Talvez seja, para o menestrel, muito mais fácil cantar a sua dor, porque esta se faz sentida aguçadamente e, com toda certeza, não existe ser humano que jamais tenha sentido uma dor, enquanto não é difícil encontrar quem jamais tenha se sentido completamente feliz.
A sensibilidade do poeta, indubitavelmente peculiar, lhe permite penetrar a alma humana com uma visão raramente enxergada por outros. E isso também colabora na sua inspiração.
E não nos esqueçamos, ainda, que frequentemente o poeta se transforma no instrumento de transmissão de mensagens que lhes são “sopradas” e que, certamente, não o são por acaso. Afinal de contas, sabemos que os seus destinatários, mais cedo ou mais tarde, terão acesso às mesmas.
Sendo, então, o poeta, um mensageiro inspirado pelo amor em todas as suas conotações,
torna-se impraticável a interpretação da sua poesia de forma fria e contundente. Não basta lê-la, é necessário senti-la!
É preciso lê-la ou ouvi-la com a alma, com o coração aberto, enxergando as entrelinhas ocultas que poderão permitir ao leitor ou ouvinte a melhor interpretação do estado da alma do seu criador, as mensagens ali contidas e o sentimento maior que a inspirou. Estando os canais plenamente sintonizados, do compositor e do leitor, é possível, a este, sentir-se o próprio poeta, ou a sua musa inspiradora.
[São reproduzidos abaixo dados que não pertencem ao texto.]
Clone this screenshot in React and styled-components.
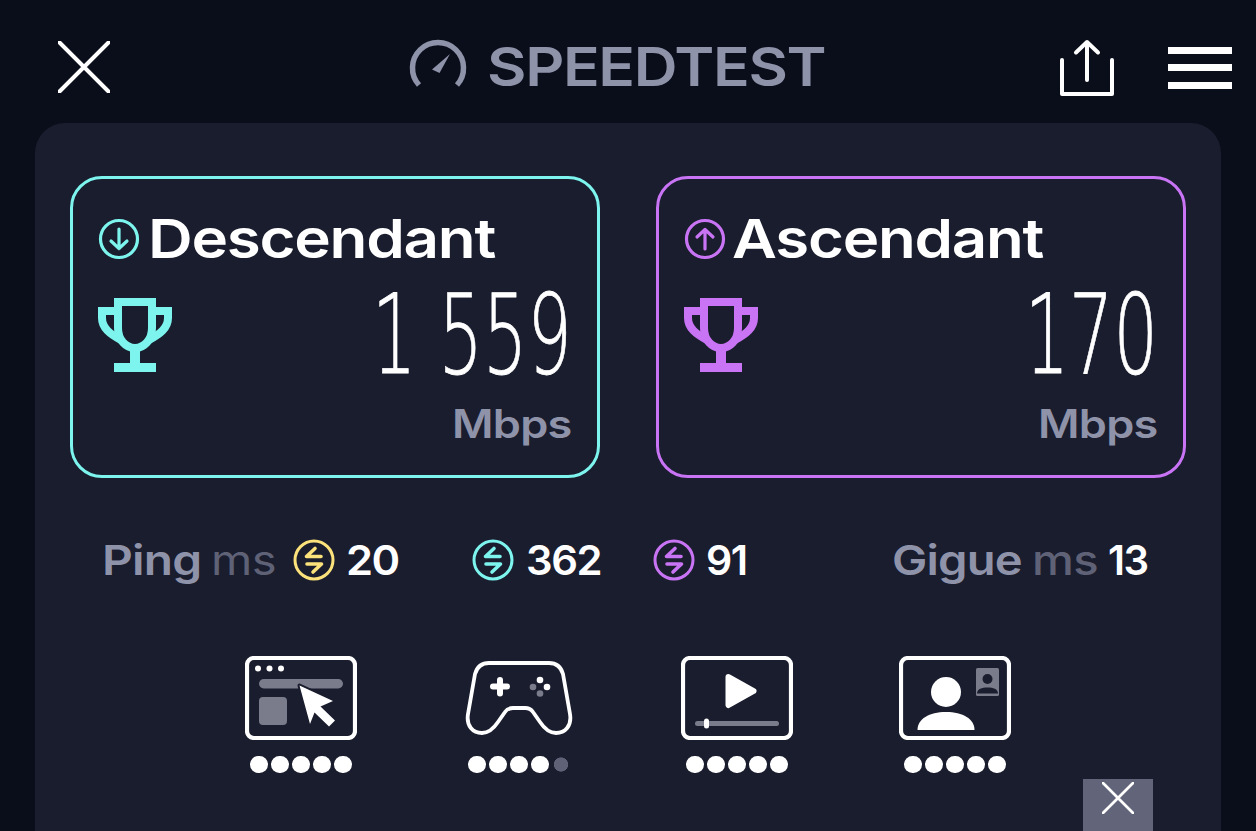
import React from "react";
import styled, { createGlobalStyle } from "styled-components";

const Global = createGlobalStyle`
  html, body { margin: 0; padding: 0; background: #0a0d1a; }
  body { width: 1256px; height: 831px; overflow: hidden; font-family: Inter, "Noto Sans", sans-serif; }
`;

const Page = styled.div`
  position: relative;
  width: 1256px;
  height: 831px;
  overflow: hidden;
  background: #0a0d1a;
  display: flex;
  flex-direction: column;
`;
const Header = styled.header`
  height: 112px;
  padding: 11px 24px 0 58px;
  flex: none;
  display: flex;
  align-items: center;
`;
const Brand = styled.div`
  display: flex;
  align-items: center;
  gap: 20px;
  margin-left: 299px;
`;
const Wide = styled.span`
  display: inline-block;
  width: ${(p) => p.$w}px;
  white-space: nowrap;
  transform: scaleX(${(p) => p.$s || 1});
  transform-origin: left center;
`;
const BrandName = styled(Wide)`
  font-size: 54px;
  font-weight: 600;
  line-height: 1;
  color: #8f93aa;
  letter-spacing: -1.2px;
`;
const Actions = styled.div`
  margin-left: auto;
  display: flex;
  align-items: center;
  gap: 54px;
`;
const Burger = styled.div`
  width: 64px;
  display: flex;
  flex-direction: column;
  gap: 10.5px;
  margin-top: 1px;
`;
const BurgerBar = styled.span`
  height: 7px;
  background: #fff;
`;
const Icon = styled.svg`
  display: block;
  flex: none;
`;
const Card = styled.main`
  flex: 1;
  margin: 0 35px;
  padding: 53px 35px 0;
  background: #1a1d2e;
  border-radius: 30px 30px 0 0;
`;
const Speeds = styled.section`
  display: flex;
  gap: 56px;
`;
const SpeedBox = styled.div`
  width: 530px;
  height: 302px;
  box-sizing: border-box;
  border: 3.5px solid ${(p) => p.$color};
  border-radius: 32px;
  padding: 35px 25px 0;
  display: flex;
  flex-direction: column;
`;
const SpeedTitle = styled.div`
  display: flex;
  align-items: center;
  gap: 8px;
  height: 50px;
`;
const TitleText = styled(Wide)`
  font-size: 54px;
  font-weight: 600;
  line-height: 1;
  color: #fff;
  letter-spacing: -1.1px;
  margin-left: ${(p) => p.$nudge || 0}px;
`;
const SpeedBody = styled.div`
  display: flex;
  justify-content: space-between;
  height: 74px;
  margin-top: 33.5px;
`;
const SpeedValue = styled.span`
  font-family: "DejaVu Sans Light", "DejaVu Sans", sans-serif;
  font-weight: 200;
  font-size: 110px;
  line-height: 74px;
  height: 74px;
  color: #fff;
  white-space: nowrap;
  transform: scaleX(0.635);
  transform-origin: right center;
  -webkit-text-stroke: 0.8px #fff;
`;
const Unit = styled.div`
  align-self: flex-end;
  font-size: 39px;
  font-weight: 600;
  line-height: 1;
  color: #8f93aa;
  letter-spacing: -0.6px;
  margin-top: 32px;
  transform: scaleX(1.155);
  transform-origin: right center;
`;
const Stats = styled.section`
  display: flex;
  align-items: center;
  height: 60px;
  margin-top: 52px;
  padding-left: 32px;
`;
const StatGroup = styled.div`
  display: flex;
  align-items: center;
  margin-left: ${(p) => p.$offset || 0}px;
`;
const StatLabel = styled(Wide)`
  font-size: 41px;
  font-weight: 600;
  line-height: 1;
  color: #8f93aa;
  letter-spacing: -0.7px;
`;
const StatUnit = styled(Wide)`
  font-size: 41px;
  font-weight: ${(p) => p.$weight || 400};
  line-height: 1;
  color: #5f6276;
  margin-left: ${(p) => p.$gap}px;
  letter-spacing: -0.5px;
`;
const StatValue = styled(Wide)`
  font-size: 41px;
  font-weight: 600;
  line-height: 1;
  color: #fff;
  letter-spacing: -1.4px;
  margin-left: ${(p) => p.$gap || 11}px;
`;
const StatIcon = styled(Icon)`
  margin-left: ${(p) => p.$gap || 0}px;
`;
const Quality = styled.section`
  display: flex;
  justify-content: center;
  margin-top: 66px;
`;
const QualityItem = styled.div`
  width: 218px;
  display: flex;
  flex-direction: column;
  align-items: center;
  gap: 15.5px;
`;
const Dots = styled.div`
  display: flex;
  gap: 3.5px;
`;
const Dot = styled.span`
  width: 17.5px;
  height: 17.5px;
  display: block;
  background: ${(p) => (p.$off ? "radial-gradient(circle at center, #5f6276 6.8px, transparent 7.4px)" : "#fff")};
  border-radius: 50%;
`;
const CloseAd = styled.button`
  position: absolute;
  left: 1083px;
  top: 779px;
  width: 70px;
  height: 52px;
  padding: 3px 0 0;
  border: 0;
  background: #62657a;
  display: flex;
  justify-content: center;
  align-items: flex-start;
`;

const CloseIcon = ({ size, width = 4 }) => (
  <Icon width={size} height={size} viewBox="0 0 52 52">
    <path d="M1.5 1.5 50.5 50.5M50.5 1.5 1.5 50.5" stroke="#fff" strokeWidth={width} strokeLinecap="round" fill="none" />
  </Icon>
);

const Gauge = () => (
  <Icon width="58" height="56" viewBox="0 0 58 56">
    <path d="M10 46A25.500 25.500 0 1 1 48 46" stroke="#8f93aa" strokeWidth="5.500" fill="none" />
    <path d="M23 30.500 41 15 30.500 34Z" fill="#8f93aa" />
  </Icon>
);

const ShareIcon = () => (
  <Icon width="54" height="57" viewBox="0 0 54 57">
    <g stroke="#fff" strokeWidth="4" strokeLinecap="round" strokeLinejoin="round" fill="none">
      <path d="M2 21V55H52V21" />
      <path d="M27 41V3M16 13.500 27 3 38 13.500" />
    </g>
  </Icon>
);

const ArrowCircle = ({ color, up }) => (
  <Icon width="42" height="42" viewBox="0 0 42 42">
    <g stroke={color} fill="none" strokeLinecap="round" strokeLinejoin="round">
      <circle cx="21" cy="21" r="18.500" strokeWidth="3.200" />
      <path
        d={up ? "M21 31V11.500M13 19 21 11.500 29 19" : "M21 11V30.500M13 23 21 30.500 29 23"}
        strokeWidth="3.200"
      />
    </g>
  </Icon>
);

const Trophy = ({ color }) => (
  <Icon width="74" height="74" viewBox="0 0 74 74">
    <g fill="none" stroke={color}>
      <path d="M20 4H54V30C54 42 46 50 37 50 28 50 20 42 20 30Z" strokeWidth="8" />
      <path d="M18 13H4V20C4 30 12 36 23 42M56 13H70V20C70 30 62 36 51 42" strokeWidth="8" />
    </g>
    <path d="M32 50H42V65H58V74H16V65H32Z" fill={color} />
  </Icon>
);

const Exchange = ({ color, gap }) => (
  <StatIcon $gap={gap} width="42" height="42" viewBox="0 0 42 42">
    <g stroke={color} fill="none" strokeLinecap="round" strokeLinejoin="round">
      <circle cx="21" cy="21" r="19" strokeWidth="3" />
      <path d="M28 17.500H13.500L22 9.500M14 25H28.500L20 33" strokeWidth="3.600" />
    </g>
  </StatIcon>
);

const BrowserIcon = () => (
  <Icon width="112" height="84" viewBox="0 0 112 84">
    <rect x="2" y="2" width="108" height="80" rx="7" fill="none" stroke="#fff" strokeWidth="4.200" />
    <circle cx="13" cy="12.500" r="3" fill="#fff" />
    <circle cx="24.500" cy="12.500" r="3" fill="#fff" />
    <circle cx="36" cy="12.500" r="3" fill="#fff" />
    <rect x="14" y="23" width="84" height="9.500" rx="4.750" fill="#7b7c8b" />
    <rect x="14" y="41" width="28" height="28" rx="4" fill="#7b7c8b" />
    <path
      d="M54.500 29.500 88 45 75.500 50.500 90 64.500 84 70.500 69.500 56.500 65 68Z"
      fill="#fff"
      stroke="#1a1d2e"
      strokeWidth="4"
      strokeLinejoin="round"
      paintOrder="stroke"
    />
  </Icon>
);

const GamepadIcon = () => (
  <Icon width="108" height="84" viewBox="0 0 108 84">
    <path
      d="M24 7H84C92 7 96 11 98 18L105 58C107 70 100 77 91 77 84 77 79 72 75 66L68 56C66 53 64 52 60 52H48C44 52 42 53 40 56L33 66C29 72 24 77 17 77 8 77 1 70 3 58L10 18C12 11 16 7 24 7Z"
      fill="none"
      stroke="#fff"
      strokeWidth="3.800"
      strokeLinejoin="round"
    />
    <path d="M35 24V37.500M28 30.500H42" stroke="#fff" strokeWidth="6" strokeLinecap="round" />
    <circle cx="75" cy="24" r="3.300" fill="#fff" />
    <circle cx="82" cy="31" r="3.300" fill="#fff" />
    <circle cx="68" cy="31" r="3.300" fill="#7b7c8b" />
    <circle cx="75" cy="37.500" r="3.300" fill="#7b7c8b" />
  </Icon>
);

const VideoIcon = () => (
  <Icon width="112" height="84" viewBox="0 0 112 84">
    <rect x="2" y="2" width="108" height="80" rx="7" fill="none" stroke="#fff" strokeWidth="4.200" />
    <path d="M47.500 21 72.500 35 47.500 49Z" fill="#fff" stroke="#fff" strokeWidth="6" strokeLinejoin="round" />
    <rect x="14" y="65" width="84" height="5" rx="2.500" fill="#7b7c8b" />
    <rect x="23" y="62.500" width="5" height="10" rx="2.500" fill="#fff" />
  </Icon>
);

const CallIcon = () => (
  <Icon width="112" height="84" viewBox="0 0 112 84">
    <rect x="2" y="2" width="108" height="80" rx="7" fill="none" stroke="#fff" strokeWidth="4.200" />
    <circle cx="47" cy="36" r="15" fill="#fff" />
    <path d="M18.500 74C18.500 63 30 56 47 56 64 56 75.500 63 75.500 74Z" fill="#fff" />
    <rect x="77" y="12" width="23" height="28" rx="1.500" fill="#7b7c8b" />
    <circle cx="88.500" cy="23" r="5" fill="#1a1d2e" />
    <path d="M78 37.500C78 33 83 31.500 88.500 31.500 94 31.500 99 33 99 37.500Z" fill="#1a1d2e" />
  </Icon>
);

const qualities = [
  { id: "web", Glyph: BrowserIcon, lit: 5 },
  { id: "game", Glyph: GamepadIcon, lit: 4 },
  { id: "video", Glyph: VideoIcon, lit: 5 },
  { id: "call", Glyph: CallIcon, lit: 5 },
];

const speeds = [
  { id: "down", title: "Descendant", value: "1 559", color: "#7df5ee", up: false, w: 346, s: 1.146, nudge: 0 },
  { id: "up", title: "Ascendant", value: "170", color: "#c974f5", up: true, w: 309, s: 1.144, nudge: -2 },
];

export default function App() {
  return (
    <Page>
      <Global />
      <Header>
        <CloseIcon size={52} />
        <Brand>
          <Gauge />
          <BrandName $w={335} $s={1.124}>SPEEDTEST</BrandName>
        </Brand>
        <Actions>
          <ShareIcon />
          <Burger>
            <BurgerBar />
            <BurgerBar />
            <BurgerBar />
          </Burger>
        </Actions>
      </Header>
      <Card>
        <Speeds>
          {speeds.map((s) => (
            <SpeedBox key={s.id} $color={s.color}>
              <SpeedTitle>
                <ArrowCircle color={s.color} up={s.up} />
                <TitleText $w={s.w} $s={s.s} $nudge={s.nudge}>{s.title}</TitleText>
              </SpeedTitle>
              <SpeedBody>
                <Trophy color={s.color} />
                <SpeedValue>{s.value}</SpeedValue>
              </SpeedBody>
              <Unit>Mbps</Unit>
            </SpeedBox>
          ))}
        </Speeds>
        <Stats>
          <StatGroup>
            <StatLabel $w={98} $s={1.167}>Ping</StatLabel>
            <StatUnit $w={63} $s={1.15} $gap={11}>ms</StatUnit>
            <Exchange color="#fbe27a" gap={19} />
            <StatValue $w={51} $s={1.06}>20</StatValue>
          </StatGroup>
          <StatGroup $offset={75}>
            <Exchange color="#7df5ee" />
            <StatValue $w={74} $s={1.02} $gap={12}>362</StatValue>
          </StatGroup>
          <StatGroup $offset={53}>
            <Exchange color="#c974f5" />
            <StatValue $w={41}>91</StatValue>
          </StatGroup>
          <StatGroup $offset={145}>
            <StatLabel $w={128} $s={1.15}>Gigue</StatLabel>
            <StatUnit $w={65} $s={1.15} $gap={12} $weight={500}>ms</StatUnit>
            <StatValue $w={40} $s={0.98}>13</StatValue>
          </StatGroup>
        </Stats>
        <Quality>
          {qualities.map(({ id, Glyph, lit }) => (
            <QualityItem key={id}>
              <Glyph />
              <Dots>
                {[0, 1, 2, 3, 4].map((i) => (
                  <Dot key={i} $off={i >= lit} />
                ))}
              </Dots>
            </QualityItem>
          ))}
        </Quality>
      </Card>
      <CloseAd aria-label="Fermer">
        <CloseIcon size={32} width={4.5} />
      </CloseAd>
    </Page>
  );
}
É assim, também, que deve funcionar a nossa busca de explicações para fatos e sentimentos que tantas vezes não entendemos e, muito menos, sabemos explicar.
O Maior Poeta, o Criador, deixa sempre, nas entrelinhas da vida e da natureza, todas as explicações que podemos conhecer, mas que, apenas se observarmos com os olhos da nossa alma e com o coração voltado para os Seus ensinamentos, obteremos respostas a tantas questões que levantamos e que, raramente, compreendemos.